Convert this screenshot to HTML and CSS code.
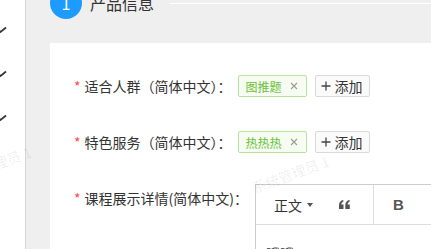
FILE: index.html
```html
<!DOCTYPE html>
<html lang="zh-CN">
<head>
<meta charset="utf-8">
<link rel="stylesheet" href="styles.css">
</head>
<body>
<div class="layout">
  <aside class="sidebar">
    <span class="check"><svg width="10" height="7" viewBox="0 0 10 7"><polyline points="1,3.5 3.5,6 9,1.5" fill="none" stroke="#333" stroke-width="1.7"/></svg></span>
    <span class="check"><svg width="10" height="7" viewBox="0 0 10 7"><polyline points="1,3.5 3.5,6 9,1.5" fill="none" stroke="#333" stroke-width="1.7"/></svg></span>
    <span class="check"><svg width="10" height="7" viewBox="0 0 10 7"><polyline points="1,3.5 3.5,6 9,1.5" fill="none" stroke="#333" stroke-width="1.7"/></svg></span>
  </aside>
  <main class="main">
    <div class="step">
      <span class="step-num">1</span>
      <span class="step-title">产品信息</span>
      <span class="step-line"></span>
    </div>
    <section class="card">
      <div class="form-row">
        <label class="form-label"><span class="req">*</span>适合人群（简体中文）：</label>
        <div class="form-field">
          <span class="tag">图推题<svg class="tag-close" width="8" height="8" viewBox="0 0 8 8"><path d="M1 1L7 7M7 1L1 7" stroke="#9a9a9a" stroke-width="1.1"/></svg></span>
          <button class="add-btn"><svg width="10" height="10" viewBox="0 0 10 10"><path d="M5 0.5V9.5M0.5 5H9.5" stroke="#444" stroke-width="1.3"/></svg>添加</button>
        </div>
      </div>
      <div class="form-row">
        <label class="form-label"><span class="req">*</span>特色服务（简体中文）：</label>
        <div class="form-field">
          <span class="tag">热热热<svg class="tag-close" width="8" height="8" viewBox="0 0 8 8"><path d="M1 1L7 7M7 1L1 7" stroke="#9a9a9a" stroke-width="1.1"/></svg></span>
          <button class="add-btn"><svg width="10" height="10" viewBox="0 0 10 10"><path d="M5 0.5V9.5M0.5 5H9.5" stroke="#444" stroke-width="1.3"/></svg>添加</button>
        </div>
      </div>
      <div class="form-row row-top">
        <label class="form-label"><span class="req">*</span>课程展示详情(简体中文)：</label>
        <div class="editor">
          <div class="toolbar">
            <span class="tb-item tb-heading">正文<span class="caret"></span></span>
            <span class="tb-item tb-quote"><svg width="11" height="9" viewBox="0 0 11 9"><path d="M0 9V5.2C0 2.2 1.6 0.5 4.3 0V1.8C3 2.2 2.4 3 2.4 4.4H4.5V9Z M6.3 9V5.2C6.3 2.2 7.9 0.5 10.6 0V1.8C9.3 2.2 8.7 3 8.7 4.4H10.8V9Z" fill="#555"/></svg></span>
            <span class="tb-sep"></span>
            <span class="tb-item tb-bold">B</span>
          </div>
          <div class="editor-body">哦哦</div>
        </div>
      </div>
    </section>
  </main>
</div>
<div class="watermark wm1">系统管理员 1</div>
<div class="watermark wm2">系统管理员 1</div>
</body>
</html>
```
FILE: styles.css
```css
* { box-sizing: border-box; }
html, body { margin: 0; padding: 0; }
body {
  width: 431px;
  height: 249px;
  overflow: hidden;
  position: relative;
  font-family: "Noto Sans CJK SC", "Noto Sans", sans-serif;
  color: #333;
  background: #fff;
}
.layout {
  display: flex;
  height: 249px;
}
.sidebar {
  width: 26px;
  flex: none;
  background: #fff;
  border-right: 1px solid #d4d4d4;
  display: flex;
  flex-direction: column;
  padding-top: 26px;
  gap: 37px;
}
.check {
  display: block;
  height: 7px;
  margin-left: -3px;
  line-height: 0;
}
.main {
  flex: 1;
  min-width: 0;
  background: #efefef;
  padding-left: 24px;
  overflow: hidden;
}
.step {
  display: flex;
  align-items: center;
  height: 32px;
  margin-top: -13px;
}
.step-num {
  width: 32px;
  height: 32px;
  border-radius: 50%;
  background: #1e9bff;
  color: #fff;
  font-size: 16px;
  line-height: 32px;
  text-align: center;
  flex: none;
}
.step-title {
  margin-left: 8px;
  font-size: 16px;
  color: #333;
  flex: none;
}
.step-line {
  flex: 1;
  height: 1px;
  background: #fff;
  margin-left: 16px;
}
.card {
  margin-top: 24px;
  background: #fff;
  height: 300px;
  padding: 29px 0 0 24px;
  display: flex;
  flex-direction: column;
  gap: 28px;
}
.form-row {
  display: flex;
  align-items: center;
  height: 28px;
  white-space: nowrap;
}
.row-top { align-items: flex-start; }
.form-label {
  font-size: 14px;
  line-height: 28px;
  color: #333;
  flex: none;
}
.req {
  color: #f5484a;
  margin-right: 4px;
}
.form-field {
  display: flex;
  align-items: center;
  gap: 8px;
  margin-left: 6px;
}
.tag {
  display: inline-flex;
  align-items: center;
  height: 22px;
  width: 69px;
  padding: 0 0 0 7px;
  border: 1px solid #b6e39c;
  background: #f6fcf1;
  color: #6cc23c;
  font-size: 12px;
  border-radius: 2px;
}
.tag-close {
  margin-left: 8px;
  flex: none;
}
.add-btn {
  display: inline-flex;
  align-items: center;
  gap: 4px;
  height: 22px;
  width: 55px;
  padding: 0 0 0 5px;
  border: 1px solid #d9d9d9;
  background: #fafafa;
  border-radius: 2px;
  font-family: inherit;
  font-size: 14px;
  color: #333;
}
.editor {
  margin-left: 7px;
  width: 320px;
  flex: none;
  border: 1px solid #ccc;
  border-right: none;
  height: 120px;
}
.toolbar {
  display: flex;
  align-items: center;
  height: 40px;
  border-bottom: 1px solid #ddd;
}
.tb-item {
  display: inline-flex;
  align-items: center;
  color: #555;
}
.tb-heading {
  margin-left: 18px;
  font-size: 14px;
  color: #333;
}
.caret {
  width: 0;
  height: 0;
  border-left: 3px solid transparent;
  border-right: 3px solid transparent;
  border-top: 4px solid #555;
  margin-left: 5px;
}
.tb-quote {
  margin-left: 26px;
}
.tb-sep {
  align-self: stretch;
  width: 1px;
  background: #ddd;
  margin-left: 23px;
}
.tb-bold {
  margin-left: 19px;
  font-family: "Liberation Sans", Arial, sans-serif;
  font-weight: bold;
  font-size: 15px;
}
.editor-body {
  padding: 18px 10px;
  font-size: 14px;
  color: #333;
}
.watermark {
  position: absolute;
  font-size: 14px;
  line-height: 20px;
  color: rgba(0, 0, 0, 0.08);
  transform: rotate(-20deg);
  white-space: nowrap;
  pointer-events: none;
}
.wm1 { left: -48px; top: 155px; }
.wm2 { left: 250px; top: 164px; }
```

..........

[WHAT IS EXPECTED]: Each line of the material must be retyped exactly, except that images are omitted.

[COMPLETED TASK]:
Convert this screenshot to HTML and CSS code.
FILE: index.html
```html
<!DOCTYPE html>
<html lang="zh-CN">
<head>
<meta charset="utf-8">
<link rel="stylesheet" href="styles.css">
</head>
<body>
<div class="layout">
  <aside class="sidebar">
    <span class="check"><svg width="10" height="7" viewBox="0 0 10 7"><polyline points="1,3.5 3.5,6 9,1.5" fill="none" stroke="#333" stroke-width="1.7"/></svg></span>
    <span class="check"><svg width="10" height="7" viewBox="0 0 10 7"><polyline points="1,3.5 3.5,6 9,1.5" fill="none" stroke="#333" stroke-width="1.7"/></svg></span>
    <span class="check"><svg width="10" height="7" viewBox="0 0 10 7"><polyline points="1,3.5 3.5,6 9,1.5" fill="none" stroke="#333" stroke-width="1.7"/></svg></span>
  </aside>
  <main class="main">
    <div class="step">
      <span class="step-num">1</span>
      <span class="step-title">产品信息</span>
      <span class="step-line"></span>
    </div>
    <section class="card">
      <div class="form-row">
        <label class="form-label"><span class="req">*</span>适合人群（简体中文）：</label>
        <div class="form-field">
          <span class="tag">图推题<svg class="tag-close" width="8" height="8" viewBox="0 0 8 8"><path d="M1 1L7 7M7 1L1 7" stroke="#9a9a9a" stroke-width="1.1"/></svg></span>
          <button class="add-btn"><svg width="10" height="10" viewBox="0 0 10 10"><path d="M5 0.5V9.5M0.5 5H9.5" stroke="#444" stroke-width="1.3"/></svg>添加</button>
        </div>
      </div>
      <div class="form-row">
        <label class="form-label"><span class="req">*</span>特色服务（简体中文）：</label>
        <div class="form-field">
          <span class="tag">热热热<svg class="tag-close" width="8" height="8" viewBox="0 0 8 8"><path d="M1 1L7 7M7 1L1 7" stroke="#9a9a9a" stroke-width="1.1"/></svg></span>
          <button class="add-btn"><svg width="10" height="10" viewBox="0 0 10 10"><path d="M5 0.5V9.5M0.5 5H9.5" stroke="#444" stroke-width="1.3"/></svg>添加</button>
        </div>
      </div>
      <div class="form-row row-top">
        <label class="form-label"><span class="req">*</span>课程展示详情(简体中文)：</label>
        <div class="editor">
          <div class="toolbar">
            <span class="tb-item tb-heading">正文<span class="caret"></span></span>
            <span class="tb-item tb-quote"><svg width="11" height="9" viewBox="0 0 11 9"><path d="M0 9V5.2C0 2.2 1.6 0.5 4.3 0V1.8C3 2.2 2.4 3 2.4 4.4H4.5V9Z M6.3 9V5.2C6.3 2.2 7.9 0.5 10.6 0V1.8C9.3 2.2 8.7 3 8.7 4.4H10.8V9Z" fill="#555"/></svg></span>
            <span class="tb-sep"></span>
            <span class="tb-item tb-bold">B</span>
          </div>
          <div class="editor-body">哦哦</div>
        </div>
      </div>
    </section>
  </main>
</div>
<div class="watermark wm1">系统管理员 1</div>
<div class="watermark wm2">系统管理员 1</div>
</body>
</html>
```
FILE: styles.css
```css
* { box-sizing: border-box; }
html, body { margin: 0; padding: 0; }
body {
  width: 431px;
  height: 249px;
  overflow: hidden;
  position: relative;
  font-family: "Noto Sans CJK SC", "Noto Sans", sans-serif;
  color: #333;
  background: #fff;
}
.layout {
  display: flex;
  height: 249px;
}
.sidebar {
  width: 26px;
  flex: none;
  background: #fff;
  border-right: 1px solid #d4d4d4;
  display: flex;
  flex-direction: column;
  padding-top: 26px;
  gap: 37px;
}
.check {
  display: block;
  height: 7px;
  margin-left: -3px;
  line-height: 0;
}
.main {
  flex: 1;
  min-width: 0;
  background: #efefef;
  padding-left: 24px;
  overflow: hidden;
}
.step {
  display: flex;
  align-items: center;
  height: 32px;
  margin-top: -13px;
}
.step-num {
  width: 32px;
  height: 32px;
  border-radius: 50%;
  background: #1e9bff;
  color: #fff;
  font-size: 16px;
  line-height: 32px;
  text-align: center;
  flex: none;
}
.step-title {
  margin-left: 8px;
  font-size: 16px;
  color: #333;
  flex: none;
}
.step-line {
  flex: 1;
  height: 1px;
  background: #fff;
  margin-left: 16px;
}
.card {
  margin-top: 24px;
  background: #fff;
  height: 300px;
  padding: 29px 0 0 24px;
  display: flex;
  flex-direction: column;
  gap: 28px;
}
.form-row {
  display: flex;
  align-items: center;
  height: 28px;
  white-space: nowrap;
}
.row-top { align-items: flex-start; }
.form-label {
  font-size: 14px;
  line-height: 28px;
  color: #333;
  flex: none;
}
.req {
  color: #f5484a;
  margin-right: 4px;
}
.form-field {
  display: flex;
  align-items: center;
  gap: 8px;
  margin-left: 6px;
}
.tag {
  display: inline-flex;
  align-items: center;
  height: 22px;
  width: 69px;
  padding: 0 0 0 7px;
  border: 1px solid #b6e39c;
  background: #f6fcf1;
  color: #6cc23c;
  font-size: 12px;
  border-radius: 2px;
}
.tag-close {
  margin-left: 8px;
  flex: none;
}
.add-btn {
  display: inline-flex;
  align-items: center;
  gap: 4px;
  height: 22px;
  width: 55px;
  padding: 0 0 0 5px;
  border: 1px solid #d9d9d9;
  background: #fafafa;
  border-radius: 2px;
  font-family: inherit;
  font-size: 14px;
  color: #333;
}
.editor {
  margin-left: 7px;
  width: 320px;
  flex: none;
  border: 1px solid #ccc;
  border-right: none;
  height: 120px;
}
.toolbar {
  display: flex;
  align-items: center;
  height: 40px;
  border-bottom: 1px solid #ddd;
}
.tb-item {
  display: inline-flex;
  align-items: center;
  color: #555;
}
.tb-heading {
  margin-left: 18px;
  font-size: 14px;
  color: #333;
}
.caret {
  width: 0;
  height: 0;
  border-left: 3px solid transparent;
  border-right: 3px solid transparent;
  border-top: 4px solid #555;
  margin-left: 5px;
}
.tb-quote {
  margin-left: 26px;
}
.tb-sep {
  align-self: stretch;
  width: 1px;
  background: #ddd;
  margin-left: 23px;
}
.tb-bold {
  margin-left: 19px;
  font-family: "Liberation Sans", Arial, sans-serif;
  font-weight: bold;
  font-size: 15px;
}
.editor-body {
  padding: 18px 10px;
  font-size: 14px;
  color: #333;
}
.watermark {
  position: absolute;
  font-size: 14px;
  line-height: 20px;
  color: rgba(0, 0, 0, 0.08);
  transform: rotate(-20deg);
  white-space: nowrap;
  pointer-events: none;
}
.wm1 { left: -48px; top: 155px; }
.wm2 { left: 250px; top: 164px; }
```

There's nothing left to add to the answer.